A Cock and Istanbul Story By Anita Piotrowska
The program of the international section of the 25th Istanbul Film Festival tried to embrace a broad variety of films “crossing the bridge” between East and West, fiction and documentary, personal or metaphysical approach and films engaged in the most essential issues of contemporary life. Among eleven titles we could see films from Iran to France, from Great Britain to China, including such different genres as literary adaptation, documentary, thriller, comedy or drama. However, there were only a few genuinely original films.
The winner of the FIPRESCI prize and main jury prize A Cock and Bull Story by Michael Winterbottom, screened at the very beginning of the festival, established a level that was difficult to exceed or even reach for the rest of the titles presented in the competition. The only film that could have been considered as equally challenging and mature was Christoffer Boé’s Allegro, an intriguing mixture of science fiction and metaphysical thriller. Drawing from Andrei Tarkovski’s movies, Boé tells of a journey to a mysterious “zone” set in contemporary Copenhagen where the peoples’ memories are hidden.
Unfortunately, Tarkovski’s figure may also be a curse for young ambitious filmmakers. The Iranian Portrait of a Lady Far Away (Sima — ye zani der doordast) by Ali Mossaffa, a sophisticated story of two strangers drifting together through the night, seems to be a good example of this tendency — and the lost innocence of Iranian cinema as well. The emotionally engaging Backstage by French director Emmanuelle Bercot (the story of a pathological relationship between a teenager and her pop star idol) may also resemble such masters of psychological games as Rainer Werner Fassbinder (e.g. The Bitter Tears of Petra von Kant), but regrettably suffers from a lack of the intensity and fascinating ambiguity of the German filmmaker. Sometimes following the masters may be a real virtue, after all. Rashid Masharawi’s Waiting (Intizar), the interesting French-Palestinian drama on the casting of actors for the National Palestinian Theatre, could have been much more impressive if the director had followed in the tracks of Abbas Kiarostami or Mohsen Makhmalbaf who can brilliantly play with fiction and reality in their films – or if he had worked out his own alternative method.

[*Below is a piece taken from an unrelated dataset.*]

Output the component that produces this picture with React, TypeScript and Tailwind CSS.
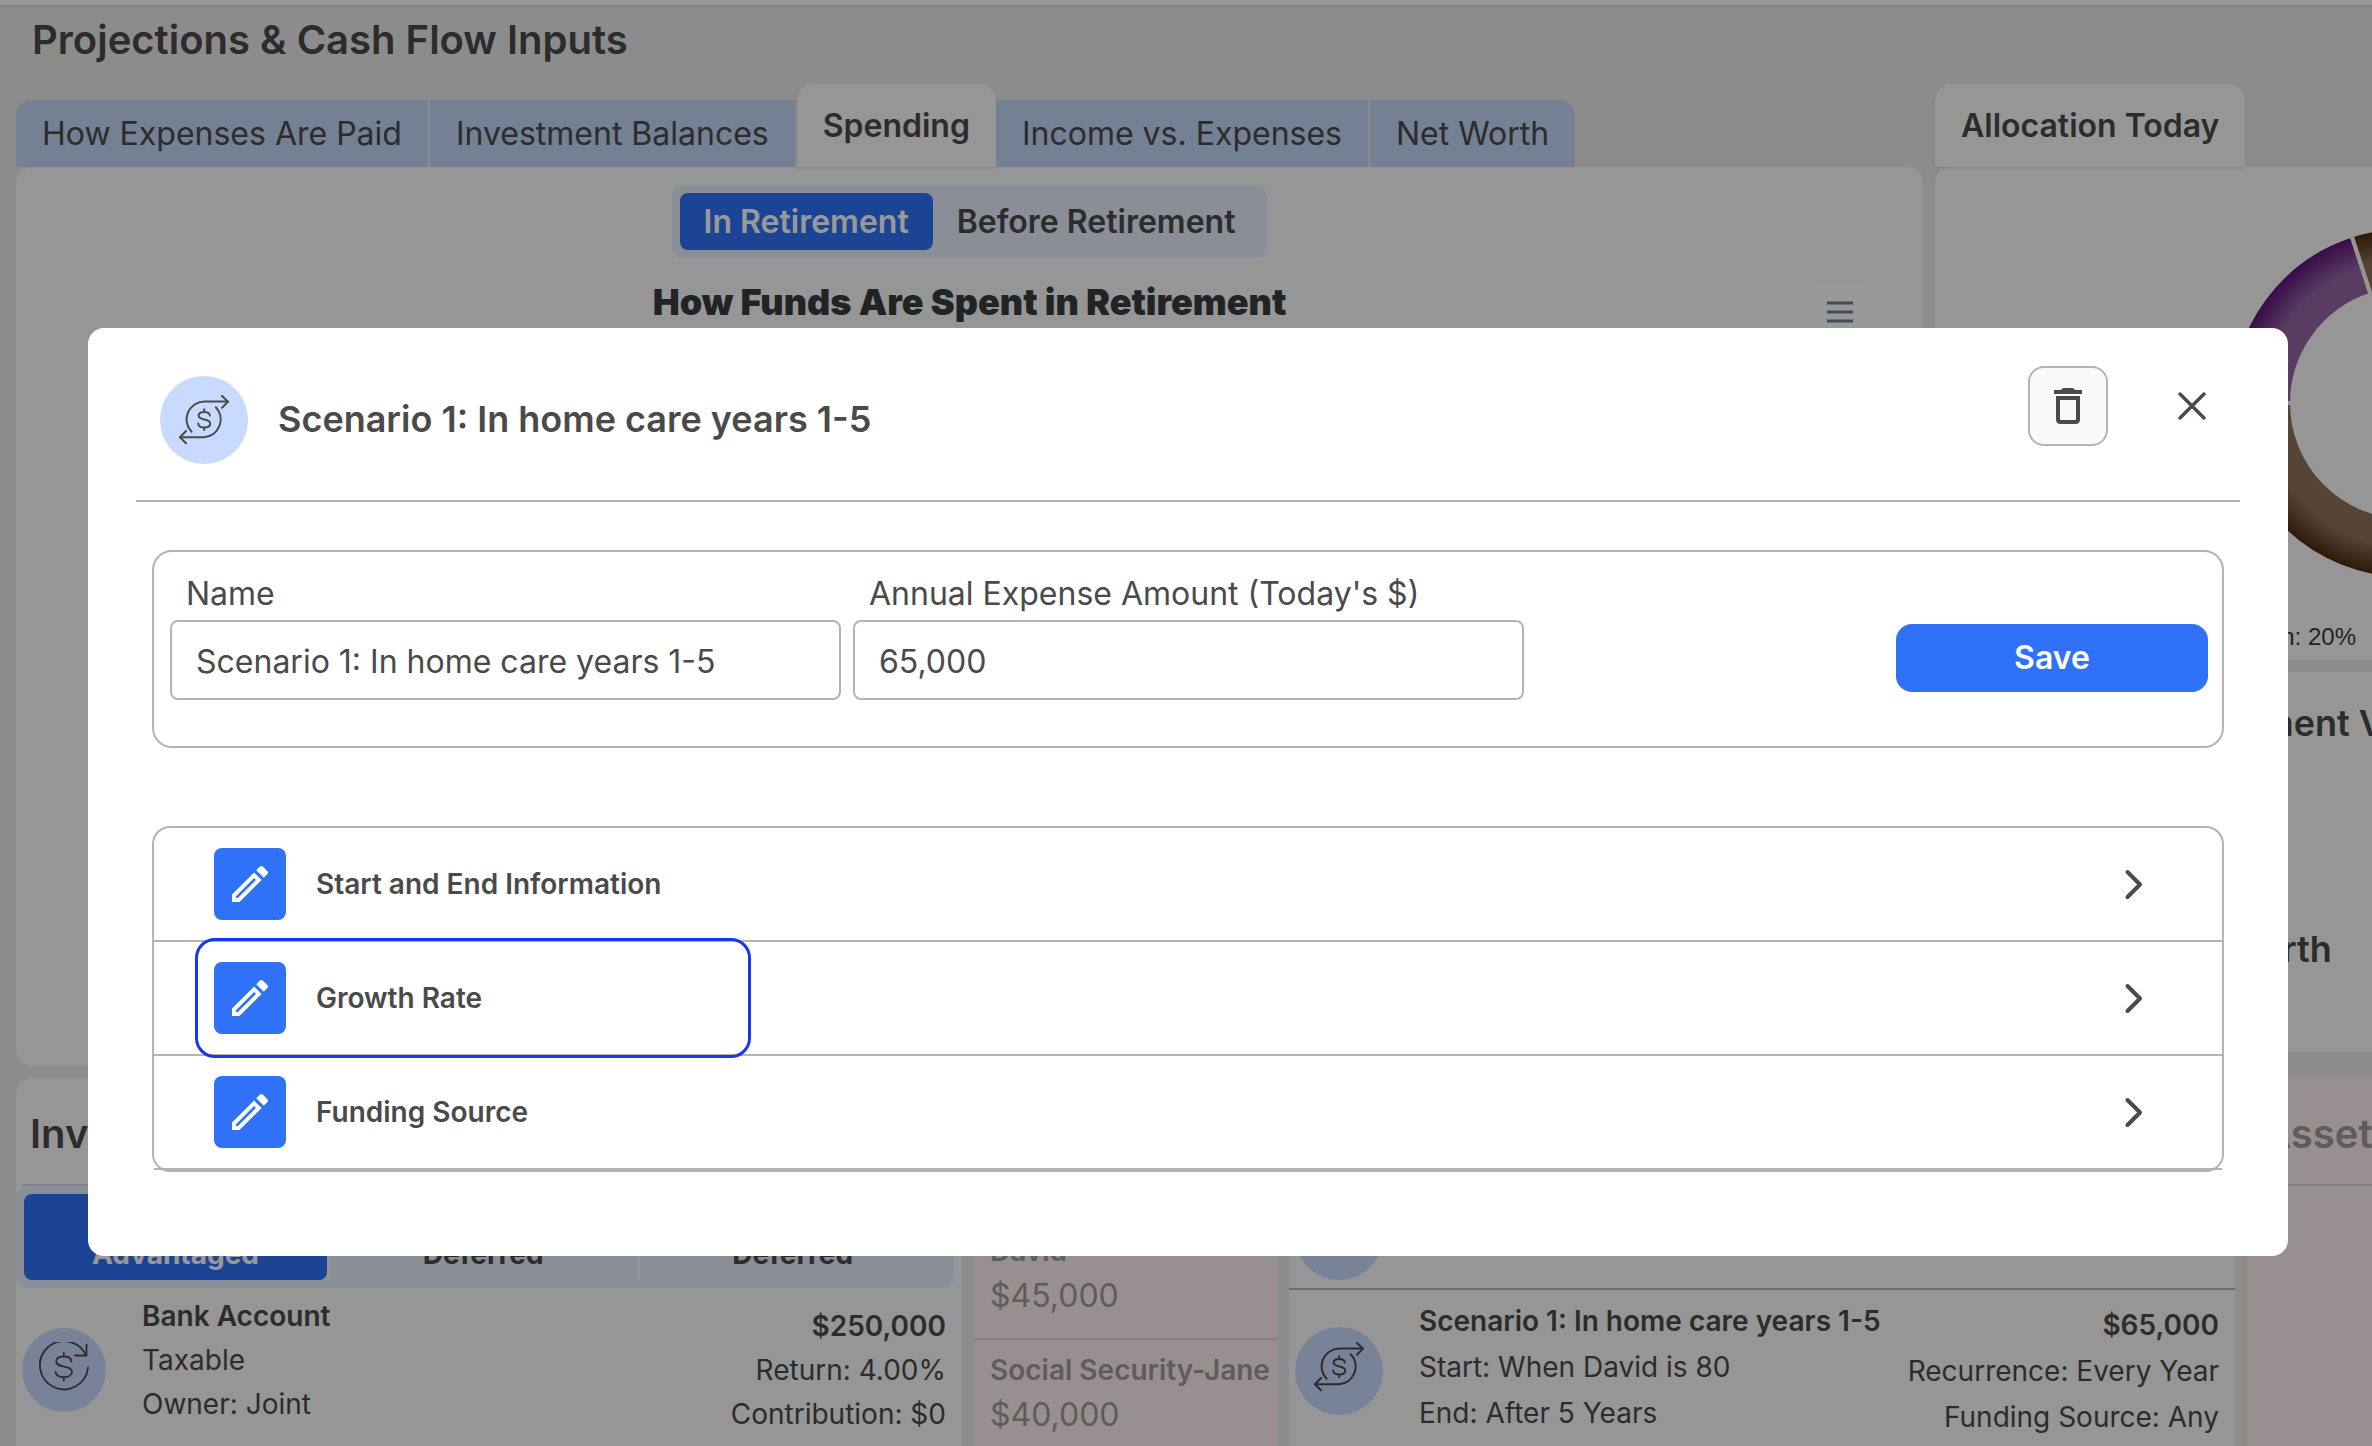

Watching Istanbul’s selection of foreign films, it was certainly difficult to define the criteria on which it was based. Sometimes the viewer may be disappointed with the fact that the program of a really prestigious festival includes such conventional titles like Don’t Tell (La bestia nel cuore) by Cristina Comencini. The fact that the Italian film was one of the Academy Award nominees this year (in the category of the Best Foreign Language Film) was undoubtedly a strong argument for the festival programmers. But for the cinephiles who make up the majority of the festival audience this otherwise decent film was too predictable. There was a similar problem s with Separate Lies by Julian Fellowes. The film, made in style of television drama, is a very remote echo of Robert Altman’s Gosford Park (it was Fellowes who had written the Oscar-winning script). Focusing on these two titles one may come to the conclusion that a well-known name and awards received are more important than the film itself.
Generally speaking, the films of the international competition were interesting and worth seeing, although the program didn’t abound with masterpieces nor artistic discoveries. That’s why the verdict of the FIPRESCI jury may be perceived as an obvious one, since Michael Winterbottom has a lot of good films to his name. Nevertheless, his adaptation of Laurence Sterne’s novel turned out to be an extremely fresh and bold movie. In comparison to it other titles like the Chinese Little Red Flowers (Kan shang qu hen mei) by Zhang Yuan, the story of an urban kindergarten serving as an universal metaphor of conformism, or the Czech film A Little Piece of Heaven (Kousek nebe) by Petr Nikolaev, conventional and funny love story set in the severe regime of communistic Czechoslovakia, were rather old-fashioned. On the other hand, Christian Frei’s The Giant Buddhas, the exciting documentary essay on religious fundamentalism, seemed too flamboyant.